There is an estimated 400 million registered XP users out there, does the same argument apply to those users also that only a small portion are running that OS?
Posted by Andre Da Costa | May 15, 2007 8:40 PM
I ordered a new HP notebook last week; cool to have made the count.
Posted by Albert | May 15, 2007 8:59 PM
The thing is that nobody really knows. Real usage data for Vista is non-existent and its not like anyone has much of a choice when you buy your new beige box...umm maybe Bill didnt make a big deal of it, because it isnt.
I think microsoft have destroyed any chance that the next version is going to be taken seriously. OEMs will push back on dumping the older versions (which ironically will be Vista) and users seem to be getting a little smarter and wont go thru the raw pain of a new OS again.
Posted by David | May 15, 2007 9:03 PM
Does it matter if Bill Gates himself bought a million of those copies or that every Microsoft employee will get 10 copies for a Christmas bonus? How stuffed do the numbers have to get before the emperor is revealed to be naked?
Microsoft is great at marketing and part of the big lie is repeating it over and over. Y'know like GW said you gotta keep repeating the propaganda til everybody believes it.
I can't comment on the whole world - don't know em all, but in my circle of friends, friends of friends and coworkers I know one person who has Vista. And I'm a SysAdmin and people are always pumping me for tech info/advice and nobody has asked for my help with buying a copy of Vista. I get more questions about big screen TV's and mp3 players. (sorry I don't recommend Zunes or Ipods too hip for the room)
So Vista can in theory sell a billion copies and it will be meaningless unless they actual wind up being used by a human somewhere, sometime - and not just a number on an accountants spreadsheet.
My real world take on things.....
Posted by Eugene Bentwiller | May 15, 2007 9:04 PM
Joe, have you installed your old Mac with Ubuntu?
You promise to tell us your Ubuntu's experince .
Are you still sticking to Windows Vista ?

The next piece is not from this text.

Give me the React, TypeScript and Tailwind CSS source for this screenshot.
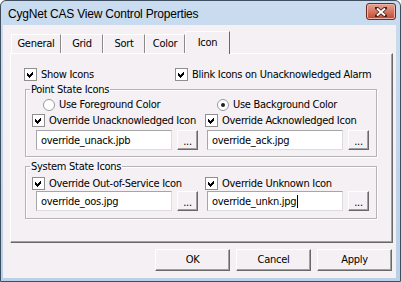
import React from 'react';

type TCheckProps = {
  checked?: boolean;
  label: string;
};

const CheckBox = ({ checked = false, label }: TCheckProps) => (
  <label className="flex h-[13px] items-center gap-[4px] whitespace-nowrap">
    <span className="flex h-[13px] w-[13px] shrink-0 items-center justify-center border border-[#8f8f8f] bg-white">
      {checked && (
        <svg width="9" height="9" viewBox="0 0 9 9" shapeRendering="crispEdges">
          <polygon points="1,3 3,5 7,1 7,4 3,8 1,6" fill="#000" />
        </svg>
      )}
    </span>
    <span className="leading-[13px]">{label}</span>
  </label>
);

const Radio = ({ checked = false, label }: TCheckProps) => (
  <label className="flex h-[13px] items-center gap-[4px] whitespace-nowrap">
    <span className="flex h-[12px] w-[12px] shrink-0 items-center justify-center rounded-full border border-[#9a9a9a] bg-white">
      {checked && <span className="h-[4px] w-[4px] rounded-full bg-[#222]" />}
    </span>
    <span className="leading-[13px]">{label}</span>
  </label>
);

const TextBox = ({ value, caret = false }: { value: string; caret?: boolean }) => (
  <div className="flex h-[20px] w-[136px] items-center border border-[#a6a6a6] border-b-[#dcdcdc] border-r-[#dcdcdc] bg-white pl-[4px]">
    <span className="leading-[13px]">{value}</span>
    {caret && <span className="ml-[1px] h-[13px] w-[1px] bg-black" />}
  </div>
);

const BrowseButton = () => (
  <button className="flex h-[20px] w-[21px] items-end justify-center border border-b-[#696969] border-l-white border-r-[#696969] border-t-white bg-[#f4f0f4] pb-[3px] leading-[8px] shadow-[inset_-1px_-1px_0_#a0a0a0]">
    ...
  </button>
);

const DialogButton = ({ label }: { label: string }) => (
  <button className="flex h-[22px] w-[75px] items-center justify-center border border-b-[#696969] border-l-white border-r-[#696969] border-t-white bg-[#f4f0f4] shadow-[inset_-1px_-1px_0_#a0a0a0]">
    {label}
  </button>
);

const TABS = [
  { label: 'General', width: 'w-[50px]' },
  { label: 'Grid', width: 'w-[42px]' },
  { label: 'Sort', width: 'w-[42px]' },
  { label: 'Color', width: 'w-[40px]' },
];

export default function App() {
  return (
    <div className="flex h-[282px] w-[401px] flex-col rounded-t-[6px] border border-[#3f4e5e] bg-gradient-to-b from-[#cadcef] to-[#b9d0e9] font-['DejaVu_Sans_Condensed','Liberation_Sans',sans-serif] text-[11px] tracking-[-0.28px] text-black">
      {/* title bar */}
      <div className="flex h-[24px] shrink-0 items-center justify-between pl-[7px] pr-[4px]">
        <span className="pt-[1px] font-['Liberation_Sans',sans-serif] text-[12px] tracking-[-0.2px]">
          CygNet CAS View Control Properties
        </span>
        <div className="mb-[3px] flex h-[17px] w-[30px] items-center justify-center rounded-[3px] border border-[#6b2b20] bg-gradient-to-b from-[#e3a594] to-[#c2442c] shadow-[inset_0_0_0_1px_#eab5a6]">
          <svg width="12" height="10" viewBox="0 0 12 10">
            <path d="M1.5 1 L10.5 9 M10.5 1 L1.5 9" stroke="#4a2018" strokeWidth="3.6" strokeLinecap="square" />
            <path d="M2 1.5 L10 8.5 M10 1.5 L2 8.5" stroke="#fff" strokeWidth="2" />
          </svg>
        </div>
      </div>

      {/* client area */}
      <div className="mb-[3px] ml-[2px] mr-[4px] flex flex-1 flex-col bg-[#f4f0f4]">
        {/* tabs */}
        <div className="ml-[8px] mt-[6px] flex h-[22px] items-end">
          {TABS.map((tab) => (
            <div
              key={tab.label}
              className={`flex h-[19px] ${tab.width} items-center justify-center border-l border-r border-t border-l-white border-r-[#8a8a8a] border-t-white`}
            >
              {tab.label}
            </div>
          ))}
          <div className="relative z-10 -mb-[1px] flex h-[23px] w-[45px] items-start justify-center border-l border-r border-t border-l-white border-r-[#696969] border-t-white bg-[#f4f0f4] pt-[3px]">
            Icon
          </div>
        </div>

        {/* tab panel */}
        <div className="ml-[7px] flex h-[190px] w-[383px] flex-col border border-b-[#696969] border-l-white border-r-[#696969] border-t-white shadow-[inset_-1px_-1px_0_#a0a0a0]">
          <div className="ml-[13px] mt-[14px] flex">
            <div className="w-[151px]">
              <CheckBox checked label="Show Icons" />
            </div>
            <CheckBox checked label="Blink Icons on Unacknowledged Alarm" />
          </div>

          <fieldset className="ml-[14px] mt-[2px] h-[74px] w-[352px] border border-[#b4b4b4] shadow-[inset_1px_1px_0_#fff,1px_1px_0_#fff]">
            <legend className="ml-[4px] px-[1px] leading-[13px]">Point State Icons</legend>
            <div className="mt-[2px] flex pl-[17px]">
              <div className="w-[174px]">
                <Radio label="Use Foreground Color" />
              </div>
              <Radio checked label="Use Background Color" />
            </div>
            <div className="mt-[3px] flex pl-[6px]">
              <div className="w-[173px]">
                <CheckBox checked label="Override Unacknowledged Icon" />
              </div>
              <CheckBox checked label="Override Acknowledged Icon" />
            </div>
            <div className="mt-[3px] flex gap-[5px] pl-[10px]">
              <TextBox value="override_unack.jpb" />
              <BrowseButton />
              <div className="ml-[4px]">
                <TextBox value="override_ack.jpg" />
              </div>
              <BrowseButton />
            </div>
          </fieldset>

          <fieldset className="ml-[14px] mt-[3px] h-[59px] w-[352px] border border-[#b4b4b4] shadow-[inset_1px_1px_0_#fff,1px_1px_0_#fff]">
            <legend className="ml-[4px] px-[1px] leading-[13px]">System State Icons</legend>
            <div className="mt-[4px] flex pl-[6px]">
              <div className="w-[173px]">
                <CheckBox checked label="Override Out-of-Service Icon" />
              </div>
              <CheckBox checked label="Override Unknown Icon" />
            </div>
            <div className="mt-[1px] flex gap-[5px] pl-[10px]">
              <TextBox value="override_oos.jpg" />
              <BrowseButton />
              <div className="ml-[4px]">
                <TextBox value="override_unkn.jpg" caret />
              </div>
              <BrowseButton />
            </div>
          </fieldset>
        </div>

        {/* dialog buttons */}
        <div className="mr-[4px] mt-[6px] flex justify-end gap-[6px]">
          <DialogButton label="OK" />
          <DialogButton label="Cancel" />
          <DialogButton label="Apply" />
        </div>
      </div>
    </div>
  );
}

Posted by Eder | May 15, 2007 10:23 PM
Eder wrote: "Joe, have you installed your old Mac with Ubuntu?...Are you still sticking to Windows Vista?"
Well, Eder, if I wasn't troubleshooting so many Vista compatibility problems, Ubuntu would be running on that iMac G4.
Vista has a testy disposition. I nearly booted her out yesterday after the third straight morning of VPN connection issues. For now, I'm sticking with her, but I can't say that she'll stick with me.
Joe
Posted by Joe | May 15, 2007 10:32 PM
You did the coupon thing to freakin death before, so why are you belaboring it again here? All that detail wasn't required to explain the 40M comment. You could have simply pointed to your earlier post and explained the incremental 20M. The fact that you didn't suggests that as per usual, you feel compelled to knock down any positive MSFT news while highlighting any negative.
Posted by Paul | May 15, 2007 10:32 PM
Paul wrote: "You did the coupon thing to freakin death before, so why are you belaboring it again here?"
Actually, Paul, I had been asked to write more about it, which is why there is more detail here about the financial logistics than before. Including the content here meant opportunity to dispatch with it without writing another story.
Also, it serves to contrast how much better is the second 20-million figure than even Microsoft made of it. If Microsoft wasn't so hung up on XP comparisons as the benchmark, it could really demonstrate that Vista is picking up momentum.
Microsoft killed the legitimacy of its earlier 20-million claim by using that 30-day time period. The 20-million figure over four months could have been positive, because Microsoft protected its customers' holiday investments. For free! But, instead of making that point, Microsoft got carried away with making comparisons back to XP.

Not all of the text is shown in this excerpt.